3 expériences en quelques jours : l’appel au secours de Fabius, la grande affaire du débarquement de juin 44, le stress des skippers.
Le 2 juin, Laurent Fabius, qui aura la charge d’accueillir à Paris la conférence internationale sur le changement climatique (surtout ne plus dire réchauffement), a cru bon (ou amusant) d’inviter les présentateurs (mais je pense qu’il est plus sous le charme des présentatrices) pour les inciter à éveiller la conscience de nos concitoyens sur les problématiques du changement climatique. Certains, prenant leur nouveau rôle très au sérieux, ont retenu que "l’idée est désormais de sensibiliser les Français sans être anxiogène".
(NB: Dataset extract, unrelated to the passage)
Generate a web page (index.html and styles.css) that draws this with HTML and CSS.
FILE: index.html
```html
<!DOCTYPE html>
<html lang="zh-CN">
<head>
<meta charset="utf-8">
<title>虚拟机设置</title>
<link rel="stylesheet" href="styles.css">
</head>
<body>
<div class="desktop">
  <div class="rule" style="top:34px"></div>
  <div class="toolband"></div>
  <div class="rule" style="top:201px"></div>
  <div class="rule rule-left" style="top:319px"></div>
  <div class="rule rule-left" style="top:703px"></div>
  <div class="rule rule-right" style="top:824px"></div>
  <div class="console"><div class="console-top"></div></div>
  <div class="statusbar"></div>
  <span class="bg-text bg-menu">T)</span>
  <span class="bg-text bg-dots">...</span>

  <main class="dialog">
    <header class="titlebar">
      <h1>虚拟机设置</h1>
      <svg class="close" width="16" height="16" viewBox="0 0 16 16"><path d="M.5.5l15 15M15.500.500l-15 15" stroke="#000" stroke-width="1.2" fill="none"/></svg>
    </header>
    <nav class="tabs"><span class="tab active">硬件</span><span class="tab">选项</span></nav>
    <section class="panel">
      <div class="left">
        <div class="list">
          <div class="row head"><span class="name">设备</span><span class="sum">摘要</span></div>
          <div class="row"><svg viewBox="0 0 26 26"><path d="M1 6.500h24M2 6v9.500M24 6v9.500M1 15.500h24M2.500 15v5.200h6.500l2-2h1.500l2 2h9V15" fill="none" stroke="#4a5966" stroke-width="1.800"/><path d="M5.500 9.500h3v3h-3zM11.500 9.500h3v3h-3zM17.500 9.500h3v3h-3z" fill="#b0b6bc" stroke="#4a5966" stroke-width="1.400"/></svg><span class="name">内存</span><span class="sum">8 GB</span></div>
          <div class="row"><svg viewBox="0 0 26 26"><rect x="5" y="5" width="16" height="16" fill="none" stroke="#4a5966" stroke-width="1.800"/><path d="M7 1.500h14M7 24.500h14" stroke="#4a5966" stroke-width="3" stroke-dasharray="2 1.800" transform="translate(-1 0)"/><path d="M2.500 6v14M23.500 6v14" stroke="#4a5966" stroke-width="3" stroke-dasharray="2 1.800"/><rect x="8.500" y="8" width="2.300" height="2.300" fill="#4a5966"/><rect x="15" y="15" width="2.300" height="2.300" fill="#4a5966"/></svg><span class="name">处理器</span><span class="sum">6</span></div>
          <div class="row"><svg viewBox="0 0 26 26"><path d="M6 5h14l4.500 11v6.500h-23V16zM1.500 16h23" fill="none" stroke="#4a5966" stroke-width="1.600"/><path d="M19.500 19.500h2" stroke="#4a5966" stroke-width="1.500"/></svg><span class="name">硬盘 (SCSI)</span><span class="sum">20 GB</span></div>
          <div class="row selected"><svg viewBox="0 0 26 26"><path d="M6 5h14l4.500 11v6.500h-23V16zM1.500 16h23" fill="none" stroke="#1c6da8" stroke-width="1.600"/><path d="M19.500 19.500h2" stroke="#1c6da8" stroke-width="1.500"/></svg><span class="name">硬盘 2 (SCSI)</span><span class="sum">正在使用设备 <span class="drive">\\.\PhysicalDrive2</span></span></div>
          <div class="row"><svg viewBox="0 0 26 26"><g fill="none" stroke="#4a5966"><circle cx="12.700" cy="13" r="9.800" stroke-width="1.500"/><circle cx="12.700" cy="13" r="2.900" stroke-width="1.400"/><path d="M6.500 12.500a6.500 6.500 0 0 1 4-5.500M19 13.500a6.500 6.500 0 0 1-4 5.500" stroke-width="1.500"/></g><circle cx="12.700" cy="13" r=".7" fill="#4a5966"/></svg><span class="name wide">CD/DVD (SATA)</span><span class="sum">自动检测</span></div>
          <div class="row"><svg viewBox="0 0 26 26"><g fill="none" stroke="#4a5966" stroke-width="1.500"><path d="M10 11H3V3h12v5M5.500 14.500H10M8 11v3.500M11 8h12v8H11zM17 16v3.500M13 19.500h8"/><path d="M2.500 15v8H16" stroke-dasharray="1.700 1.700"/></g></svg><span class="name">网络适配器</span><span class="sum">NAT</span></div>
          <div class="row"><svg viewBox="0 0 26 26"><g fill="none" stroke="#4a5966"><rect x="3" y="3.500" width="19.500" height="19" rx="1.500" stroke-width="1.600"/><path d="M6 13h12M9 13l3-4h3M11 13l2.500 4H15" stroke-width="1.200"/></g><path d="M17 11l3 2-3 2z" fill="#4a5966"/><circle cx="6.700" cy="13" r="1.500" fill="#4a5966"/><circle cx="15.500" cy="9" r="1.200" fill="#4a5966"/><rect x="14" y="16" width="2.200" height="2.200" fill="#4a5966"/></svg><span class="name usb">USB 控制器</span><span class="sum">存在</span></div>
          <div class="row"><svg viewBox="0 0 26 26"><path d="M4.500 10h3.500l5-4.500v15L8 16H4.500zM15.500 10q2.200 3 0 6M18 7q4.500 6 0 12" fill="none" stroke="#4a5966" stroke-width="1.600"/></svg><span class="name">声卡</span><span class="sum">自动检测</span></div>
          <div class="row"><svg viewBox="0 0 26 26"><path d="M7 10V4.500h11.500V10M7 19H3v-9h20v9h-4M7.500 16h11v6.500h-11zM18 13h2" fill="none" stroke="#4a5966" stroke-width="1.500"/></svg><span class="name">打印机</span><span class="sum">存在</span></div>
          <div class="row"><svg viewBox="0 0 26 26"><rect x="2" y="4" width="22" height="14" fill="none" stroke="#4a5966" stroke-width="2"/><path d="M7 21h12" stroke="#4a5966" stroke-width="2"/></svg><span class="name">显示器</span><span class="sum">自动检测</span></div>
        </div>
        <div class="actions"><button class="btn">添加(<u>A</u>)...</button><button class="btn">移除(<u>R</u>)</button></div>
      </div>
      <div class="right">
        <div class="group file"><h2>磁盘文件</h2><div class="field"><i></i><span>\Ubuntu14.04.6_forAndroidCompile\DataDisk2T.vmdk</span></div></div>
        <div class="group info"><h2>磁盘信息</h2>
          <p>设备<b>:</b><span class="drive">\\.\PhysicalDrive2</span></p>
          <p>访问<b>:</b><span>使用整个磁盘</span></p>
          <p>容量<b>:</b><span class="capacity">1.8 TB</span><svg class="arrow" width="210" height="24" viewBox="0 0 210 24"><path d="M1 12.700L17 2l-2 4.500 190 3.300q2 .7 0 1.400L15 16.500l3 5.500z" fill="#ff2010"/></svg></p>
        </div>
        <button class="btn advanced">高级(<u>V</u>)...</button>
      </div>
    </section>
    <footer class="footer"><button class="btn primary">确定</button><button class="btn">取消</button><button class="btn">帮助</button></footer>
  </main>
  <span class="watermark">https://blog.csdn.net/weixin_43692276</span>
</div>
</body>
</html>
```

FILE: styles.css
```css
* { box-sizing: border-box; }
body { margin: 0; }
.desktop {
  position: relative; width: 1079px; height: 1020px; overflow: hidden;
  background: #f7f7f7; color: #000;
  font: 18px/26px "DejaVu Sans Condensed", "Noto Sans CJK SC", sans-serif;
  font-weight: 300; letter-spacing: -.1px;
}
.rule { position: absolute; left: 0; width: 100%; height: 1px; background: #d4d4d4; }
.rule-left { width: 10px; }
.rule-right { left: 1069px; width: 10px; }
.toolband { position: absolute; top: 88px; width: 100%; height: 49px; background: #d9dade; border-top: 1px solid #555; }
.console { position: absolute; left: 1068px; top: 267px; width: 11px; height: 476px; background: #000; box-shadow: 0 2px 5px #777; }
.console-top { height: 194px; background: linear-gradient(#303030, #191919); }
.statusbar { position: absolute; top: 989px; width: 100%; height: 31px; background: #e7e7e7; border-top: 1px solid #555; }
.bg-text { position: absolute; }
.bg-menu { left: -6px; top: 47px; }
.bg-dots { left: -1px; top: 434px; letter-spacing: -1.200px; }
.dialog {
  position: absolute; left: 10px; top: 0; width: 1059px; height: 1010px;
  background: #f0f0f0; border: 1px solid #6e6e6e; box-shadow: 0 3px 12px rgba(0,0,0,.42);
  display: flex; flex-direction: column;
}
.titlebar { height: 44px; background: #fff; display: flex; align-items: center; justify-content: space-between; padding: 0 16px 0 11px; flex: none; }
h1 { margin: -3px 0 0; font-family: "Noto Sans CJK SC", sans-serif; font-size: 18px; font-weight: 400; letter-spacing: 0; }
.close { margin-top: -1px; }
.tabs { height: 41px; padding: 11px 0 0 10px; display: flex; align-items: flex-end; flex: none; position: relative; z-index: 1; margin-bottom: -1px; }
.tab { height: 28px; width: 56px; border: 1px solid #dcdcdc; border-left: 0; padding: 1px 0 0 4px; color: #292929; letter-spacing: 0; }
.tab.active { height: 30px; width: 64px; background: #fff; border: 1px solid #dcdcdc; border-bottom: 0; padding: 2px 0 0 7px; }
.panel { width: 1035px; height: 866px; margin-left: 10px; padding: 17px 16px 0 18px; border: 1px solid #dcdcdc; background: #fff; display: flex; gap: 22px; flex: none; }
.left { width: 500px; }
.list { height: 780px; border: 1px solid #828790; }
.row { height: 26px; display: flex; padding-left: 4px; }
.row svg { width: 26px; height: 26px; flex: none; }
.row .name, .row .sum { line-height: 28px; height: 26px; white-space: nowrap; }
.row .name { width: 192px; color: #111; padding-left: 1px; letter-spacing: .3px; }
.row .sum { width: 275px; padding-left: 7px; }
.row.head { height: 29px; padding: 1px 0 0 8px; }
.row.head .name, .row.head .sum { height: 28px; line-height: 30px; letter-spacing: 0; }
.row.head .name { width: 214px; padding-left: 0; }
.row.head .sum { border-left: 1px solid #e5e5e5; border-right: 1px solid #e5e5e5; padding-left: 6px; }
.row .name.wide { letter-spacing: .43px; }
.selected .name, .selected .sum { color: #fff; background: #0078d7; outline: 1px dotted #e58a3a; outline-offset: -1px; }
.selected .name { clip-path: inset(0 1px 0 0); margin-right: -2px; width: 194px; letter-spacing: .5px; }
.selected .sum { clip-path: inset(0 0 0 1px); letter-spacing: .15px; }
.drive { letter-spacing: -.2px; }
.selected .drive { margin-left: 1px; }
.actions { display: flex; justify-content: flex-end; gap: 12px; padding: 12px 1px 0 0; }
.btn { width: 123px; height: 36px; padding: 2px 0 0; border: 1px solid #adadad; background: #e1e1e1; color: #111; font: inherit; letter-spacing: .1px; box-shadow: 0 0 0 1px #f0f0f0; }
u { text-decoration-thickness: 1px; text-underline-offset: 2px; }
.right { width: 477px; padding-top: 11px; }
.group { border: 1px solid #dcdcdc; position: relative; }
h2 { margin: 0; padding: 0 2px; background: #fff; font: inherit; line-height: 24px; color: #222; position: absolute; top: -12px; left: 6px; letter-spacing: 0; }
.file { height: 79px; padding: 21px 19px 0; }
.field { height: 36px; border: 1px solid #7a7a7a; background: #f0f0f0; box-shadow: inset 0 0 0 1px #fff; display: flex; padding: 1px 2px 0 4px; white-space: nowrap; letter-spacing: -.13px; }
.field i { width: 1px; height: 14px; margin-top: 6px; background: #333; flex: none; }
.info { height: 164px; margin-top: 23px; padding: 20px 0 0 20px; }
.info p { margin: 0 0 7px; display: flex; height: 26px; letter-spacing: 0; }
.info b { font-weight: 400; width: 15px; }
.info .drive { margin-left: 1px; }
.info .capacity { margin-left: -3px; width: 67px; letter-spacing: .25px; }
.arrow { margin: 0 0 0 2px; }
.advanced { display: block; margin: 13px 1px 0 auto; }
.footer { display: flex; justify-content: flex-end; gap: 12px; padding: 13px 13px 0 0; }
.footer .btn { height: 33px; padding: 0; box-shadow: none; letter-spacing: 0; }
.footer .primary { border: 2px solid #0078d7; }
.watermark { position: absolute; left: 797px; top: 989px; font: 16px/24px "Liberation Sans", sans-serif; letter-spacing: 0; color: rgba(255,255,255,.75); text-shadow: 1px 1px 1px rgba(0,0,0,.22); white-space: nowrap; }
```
Désolé Monsieur le ministre, mais cette affaire vous est étrangère et j’ai vraiment du mal avec votre nouveau concept qui consiste à utiliser les présentateurs météo en relais d’opinion. Le sujet est tellement controversé chez les scientifiques que vous avez décidé de sauter par-dessus leur message en tentant de le cacher derrière la sympathique météo. Mais c’est un usage politique que de vouloir camoufler la complexité d’un sujet en en confiant la communication à ceux dont ce n’est absolument pas la compétence. Laissons les présentateurs communiquer au mieux les prévisions pour les prochains jours. Ne leur demandons pas de passer un message sur le changement climatique, compte tenu d'une part de la complexité du débat scientifique en cours, et d'autre part de sa connotation politique.
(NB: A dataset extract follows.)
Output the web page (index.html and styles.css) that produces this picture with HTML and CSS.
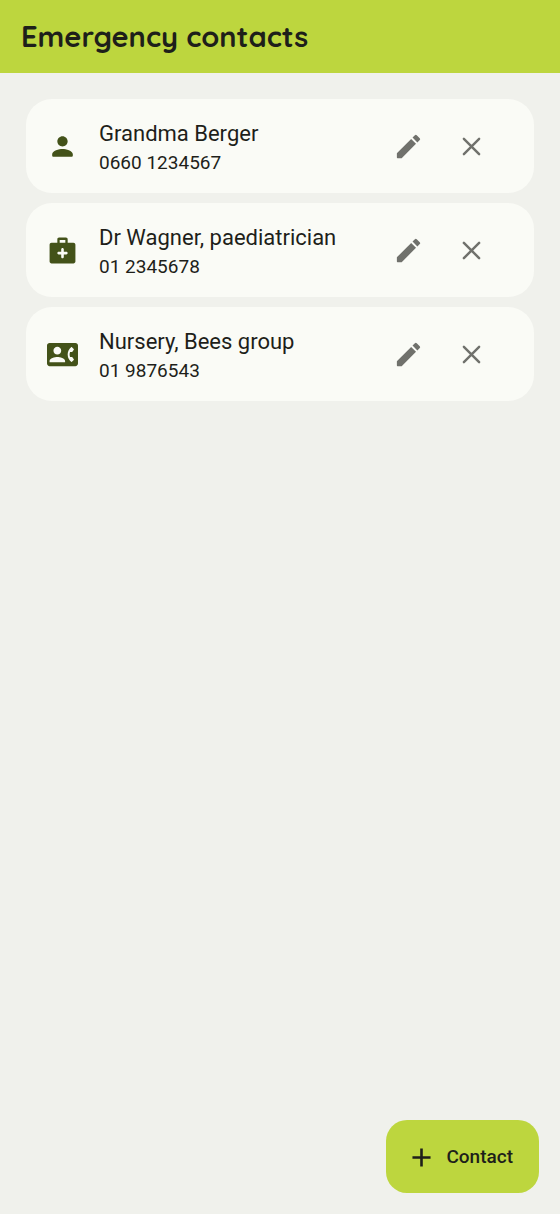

COMPLAISANCE : C’est dévoyer l’information météo que de l’entraîner dans la communication du débat climatique.
Le 6 juin, tout ou presque a été rappelé sur le débarquement de 44, y compris la prévision météo qui était primordiale pour la réussite des opérations. Tellement importante que, comme toujours en temps de guerre, les belligérants prenaient grand soin de ne pas divulguer leurs observations météorologiques. Il est édifiant de comparer les cartes allemandes et anglaises qui chacune donne son image de la situation sans connaître les conditions de l’ennemi. C'est pourtant sur la communication de son chef prévisiionniste que le Général Eisenhower a décidé le report puis le jour du débarquement. Pour moi, cela force le respect. Avant l’ère des images satellites et des modèles numériques, les météorologues savaient « imaginer » un tracé isobarique, donc la force et direction du vent, donc l’état de la mer. Une « imagination scientifique » qui se révélait pour l’époque particulièrement efficace.
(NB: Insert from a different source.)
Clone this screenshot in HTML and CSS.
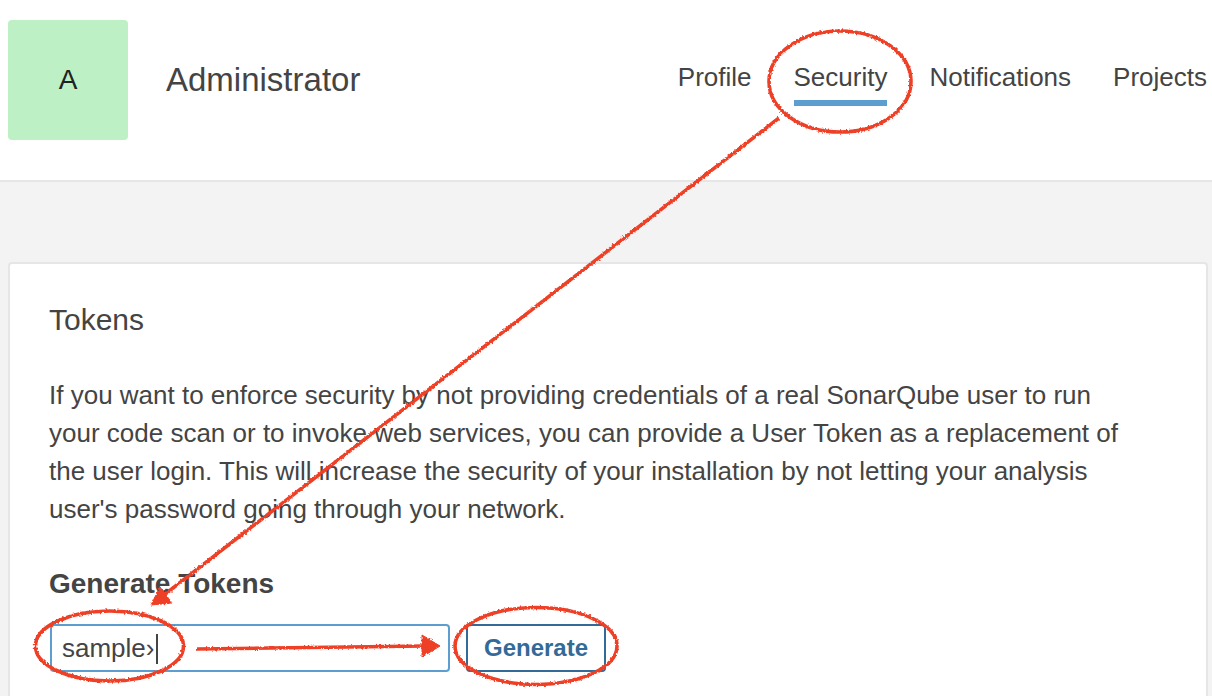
FILE: index.html
```html
<!DOCTYPE html>
<html lang="en">
<head>
<meta charset="utf-8">
<title>Administrator - Security</title>
<meta name="viewport" content="width=device-width">
<link rel="stylesheet" href="styles.css">
</head>
<body>
<header class="account-header">
  <div class="avatar">A</div>
  <h1 class="account-name">Administrator</h1>
  <nav class="account-nav">
    <a href="#profile">Profile</a>
    <a href="#security" class="active" aria-current="page">Security</a>
    <a href="#notifications">Notifications</a>
    <a href="#projects">Projects</a>
  </nav>
</header>
<main class="account-body">
  <section class="card">
    <h2 class="card-title">Tokens</h2>
    <p class="description">If you want to enforce security by not providing credentials of a real SonarQube user to run your code scan or to invoke web services, you can provide a User Token as a replacement of the user login. This will increase the security of your installation by not letting your analysis user's password going through your network.</p>
    <h3 class="form-title" id="generate-title">Generate Tokens</h3>
    <form class="token-form">
      <div class="field">
        <input class="token-name" type="text" value="sample›" aria-labelledby="generate-title">
        <span class="caret"></span>
      </div>
      <button class="generate" type="button">Generate</button>
    </form>
  </section>
</main>
<svg class="annotations" width="1212" height="696" viewBox="0 0 1212 696" aria-hidden="true">
  <defs>
    <filter id="chalk" filterUnits="userSpaceOnUse" x="0" y="0" width="1212" height="696">
      <feTurbulence type="fractalNoise" baseFrequency="0.5" numOctaves="2" seed="4" result="noise"/>
      <feDisplacementMap in="SourceGraphic" in2="noise" scale="3" xChannelSelector="R" yChannelSelector="G"/>
    </filter>
  </defs>
  <g filter="url(#chalk)" fill="none" stroke="#ee4026" stroke-width="3.6">
    <ellipse cx="840" cy="81.500" rx="71" ry="50.500"/>
    <ellipse cx="109.500" cy="646" rx="74" ry="35"/>
    <ellipse cx="536" cy="646" rx="81" ry="38.500"/>
    <path d="M779 118 164 595"/>
    <path d="M197 649 425 646"/>
    <path d="M151 605 160 587 172 603Z" fill="#ee4026" stroke-width="1"/>
    <path d="M422 635 440 646 422 657Z" fill="#ee4026" stroke-width="1"/>
  </g>
</svg>
</body>
</html>
```
FILE: styles.css
```css
* {
  box-sizing: border-box;
}

body {
  position: relative;
  display: flex;
  flex-direction: column;
  min-height: 100vh;
  margin: 0;
  background: #f3f3f3;
  color: #444;
  font: 26px/38px "Liberation Sans", Arial, sans-serif;
}

h1, h2, h3, p {
  margin: 0;
}

.account-header {
  display: flex;
  align-items: center;
  padding: 20px 5px 40px 8px;
  background: #fff;
  border-bottom: 2px solid #e6e6e6;
}

.avatar {
  display: grid;
  place-items: center;
  width: 120px;
  height: 120px;
  margin-right: 38px;
  border-radius: 4px;
  background: #bdf0c4;
  color: #222;
  font-size: 28px;
}

.account-name {
  font-size: 33px;
  font-weight: 400;
}

.account-nav {
  display: flex;
  align-self: flex-start;
  gap: 42px;
  margin-top: 38px;
  margin-left: auto;
}

.account-nav a {
  padding-bottom: 4px;
  border-bottom: 6px solid transparent;
  color: inherit;
  text-decoration: none;
}

.account-nav .active {
  border-color: #5c9ecf;
}

.account-body {
  display: flex;
  flex: 1;
  flex-direction: column;
  padding: 80px 4px 0 8px;
}

.card {
  flex: 1;
  padding: 38px 39px 24px;
  border: 2px solid #e6e6e6;
  border-bottom: 0;
  border-radius: 4px 4px 0 0;
  background: #fff;
}

.card-title,
.form-title {
  font-size: 28px;
  line-height: 36px;
}

.card-title {
  font-size: 30px;
  font-weight: 400;
}

.description {
  max-width: 1090px;
  margin: 38px 0;
}

.token-form {
  display: flex;
  gap: 16px;
  margin: 22px 1px 0;
}

.field {
  position: relative;
  width: 400px;
}

.token-name,
.generate {
  height: 48px;
  border: 2px solid #5c9ecf;
  border-radius: 4px;
  background: #fff;
  color: #444;
  font: inherit;
}

.token-name {
  display: block;
  width: 100%;
  padding: 0 10px;
  outline: 0;
}

.caret {
  position: absolute;
  top: 10px;
  left: 106px;
  width: 2px;
  height: 30px;
  background: #444;
}

.generate {
  padding: 0 16px;
  border-color: #336a98;
  color: #336a98;
  font-size: 24px;
  font-weight: 700;
}

.annotations {
  position: absolute;
  top: 0;
  left: 0;
  pointer-events: none;
}
```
EXIGENCE : C’est exalter l’information météo que de communiquer sur de tels enjeux avec si peu d’éléments.
Le 8 juin, mais aussi les jours qui ont précédé, les 38 skippers de La Solitaire du Figaro - Eric Bompard cachemire ont pour principale préoccupation, la météo. Comme les champions de ski en slalom géant qui se concentrent pour visualiser chaque porte, chaque bosse, chaque piège de la descente qu’ils vont effectuer, nos champions marins s’efforcent de visualiser les vents attendus, mais aussi tous leurs écarts possibles, et les courants et les vagues. Pour « pré-vivre » sa course, chacun fait appel à un expert météo qui lui apporte une information plus ou moins prédigérée. A ce stade, je suis persuadé qu’il vaut mieux apporter tous les éléments qui peuvent aider à la bonne compréhension du système météo plutôt que des informations ultra précises qui se trouveront vite trahies par la réalité. Je préfère fournir un arc et des flèches au skipper plutôt qu’une cible déjà percée.
PERTINENCE : C’est optimiser l’usage de l’information que d’en communiquer son essence.
Le ciel est une obsession pour ceux qui ont peur. Mais pour la plupart d’entre nous, le vent, la pluie, la température, le soleil, la neige, le brouillard font l’atmosphère de nos jours heureux. Pourvu que la communication de la météo reste ce qu'elle doit être, honnête, sérieuse et, si possible, plaisante.